Martha.       The blinds Are fast of late, and all are intergrown With weedy havoc tossed by searching winds.

David. How somber suddenly the sky! A shower Is in the air.

Martha. I'll light the lamps.

David.       Not yet. Leave me the beauty of the twilit hour.

Martha. Hear the wind rising! How the moorings fret! More than a shower is on its way through space. I would not be aboard of yonder barque. [She goes out.] David. Corinna! Now may I recall her face. It is my light to think by in the dark. Yes, all my years of study, all the will Tenacious to achieve, the tempered strife, The victories attained through patient skill, Lie at the door of one dear human life. And yet ... the letter ... Often have I read How love relumes the flowers and the trees. True! For my world is newly garmented: Rewards seem slight, and slighter penalties. Daily companionship is more and more. To make one little good more viable, To lift one load, is worth the heart's outpour. And she—she has made all things wonderful. And yet ... the letter ... O to break a spell Wherein the stars are crumbling unto dust! There never was a hope—I know it well, And struggle on, and love because I must. Never a hope? Shall ever any scheme, Her silence, or alarm of written word, Or voiced asseveration, shake my dream? She loves me! By love's anguish, I have heard! We two from our soul-towers across a vale Are calling each to each, alert, aware. Shall one of us one day the other hail, And no reply be borne upon the air? Corinna, come to light my heart's dim place! O come to me, Belovèd and Besought, O'er grief, o'er gladness,—even o'er death apace,— For I could greet your phantom, so it brought Love's own reality!... A song of hers Seems striving hither, a faint villanelle Half smothered by the gale's mad roisterers. She used to sing it in the bracken dell. Here is the rain against the window beating In heavy drops that presage wilder storm. The lake is lost within a lurid sheeting; The house upon the hill has changed its form. The melancholy pine-trees weep in rocking. And what's that clamor at the outer door? Martha! O Martha! Somebody is knocking! [Calling.]

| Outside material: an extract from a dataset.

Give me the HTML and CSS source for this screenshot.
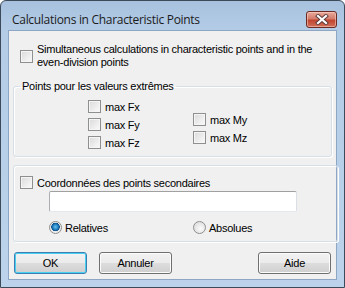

Martha. [Re-entering.] You hear the rills that down the gutters roar.

David. And are you deaf? The door—go open it! This is no night to leave a man outside!

Martha. [Muttering and going toward the door.] And is it I am growing deaf a bit, And blind a bit, with other ill-betide! Well, I can see to thread a needle still, And I can hear the ticking of the clock, And I can fetch a basket from the mill. But hallow me if ever I heard knock! [She throws the door open. David starts up and rushes forward with outstretched arms.] David. Corinna! You, Corinna! Drenched and cold! At last, at last! But how in all the rain! Martha! [Martha stands motionless, unseeing.] Good Martha, you are growing old! Draw fast the shades—shut out the hurricane. Here, take the dripping cloak from out the room; Bring cordial from the purple damson pressed, And light the lamps, the candles—fire the gloom. Why stand you gaping? See you not the guest?

Martha. I opened wide the door unto the storm. But never heard I step upon the sill. All the black night let in no living form. I see no guest. Look hard as e'er I will, I see none here but you and my poor self.

David. The room that was my mother's room prepare. Spread out warm garments on the oaken shelf— Her gown, the little shawl she used to wear. [Martha, wide-eyed, bewildered, lights the lamps and candles and goes out, raising her hands.] Corinna. The moments I may tarry fade and press. Something impelled me hither, some clear flame. They said I had no soul! O David, yes, They said I had no soul! And so I came. I have been singing, singing, all the way, O, singing ever since the darkness grew And I grew chill and followed the small ray. Lean close, and let my longing rest in you!